Las Vegas Rental Property Maintenance Checklist, A Seasonal Guide

Home maintenance planning with a house model, laptop, and tools on a desk.

Why Las Vegas Rentals Need a Seasonal Approach

Las Vegas is not a typical rental market, and the maintenance needs of a Las Vegas property are not typical either. The desert climate creates a set of maintenance challenges that simply don’t appear on standard property management checklists – and landlords who import those checklists from other markets end up with deferred maintenance problems that are expensive to fix and difficult to explain to tenants.

The specific challenges are worth naming directly. Summer heat regularly exceeds 110 degrees Fahrenheit, and that sustained extreme heat puts HVAC systems under stress that accelerates component failure at rates far beyond what manufacturers design for in moderate climates. UV radiation in the desert is intense year-round and degrades roofing materials, exterior paint, window seals, and outdoor components faster than in most other regions. Monsoon storms arriving in late summer bring flash flooding risk, wind damage, and debris that requires post-storm inspection. Even winter, while mild by most standards, still requires functioning heating systems and carries the occasional freeze event that can damage exposed plumbing.

For a broader overview of what your maintenance obligations look like from a legal standpoint, Clark County Building and Fire Prevention provides code requirements and habitability standards applicable to rental properties in the county. A seasonal maintenance approach is not about doing more work – it’s about doing the right work at the right time so that small problems don’t become expensive emergencies.

Spring Maintenance Essentials (March-May)

Pre-summer HVAC service is the single most important maintenance task on this entire checklist, and it belongs in spring. Before the first 100-degree day arrives, your air conditioning system should be professionally serviced – this means replacing air filters, inspecting refrigerant levels, cleaning condenser coils, checking capacitors and contactors, and testing thermostat calibration. A unit that is running at reduced efficiency in May will fail completely in July, and an AC failure in a Las Vegas summer is a legal habitability emergency requiring repair within 24 to 48 hours. Preventive maintenance in spring costs a fraction of emergency repair in summer.

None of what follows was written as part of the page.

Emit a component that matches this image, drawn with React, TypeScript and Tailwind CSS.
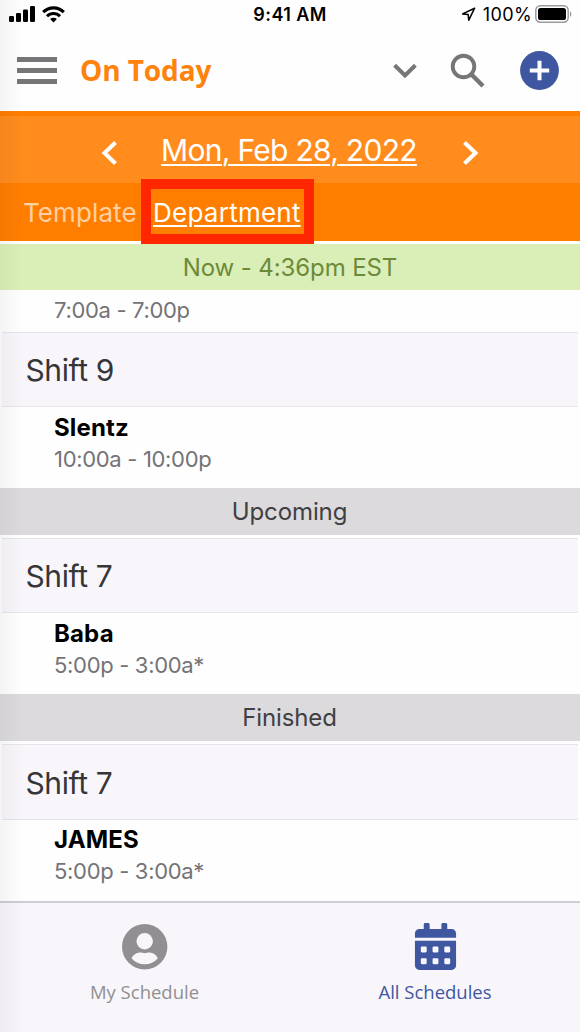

Roof inspection is the spring item that comes immediately after HVAC. Winter, even a mild Nevada winter, can leave debris buildup, granule loss on asphalt shingles, and minor damage at penetration points and flashing seams. Walk the roof or hire a roofer to do it – catching a small leak point in April costs far less than addressing water intrusion damage in August after a monsoon storm drives water through an existing vulnerability.

Window seals deserve attention in spring as well. Desert UV breaks down the seals around window frames and at glass edges faster than in humid climates, and failed seals result in drafts that drive up tenant utility bills – which leads to maintenance complaints. Touch up any exterior paint showing UV bleaching or peeling before summer arrives, because paint that’s already compromised in April will fail completely by September. If you have a pool, spring is the time to open it, check equipment, and balance water chemistry before peak season use begins.

Summer Maintenance in Extreme Heat (June-August)

Monthly HVAC filter changes are mandatory during summer months – not optional, not quarterly. Restricted airflow caused by a clogged filter forces the system to run longer and harder to achieve the same cooling effect, which raises tenant utility bills and accelerates compressor wear. In 110-degree heat, the margin for reduced efficiency is essentially zero. A tenant whose electricity bill spikes because of a dirty filter you didn’t change is a tenant who calls you with complaints and, eventually, a legal argument about habitability.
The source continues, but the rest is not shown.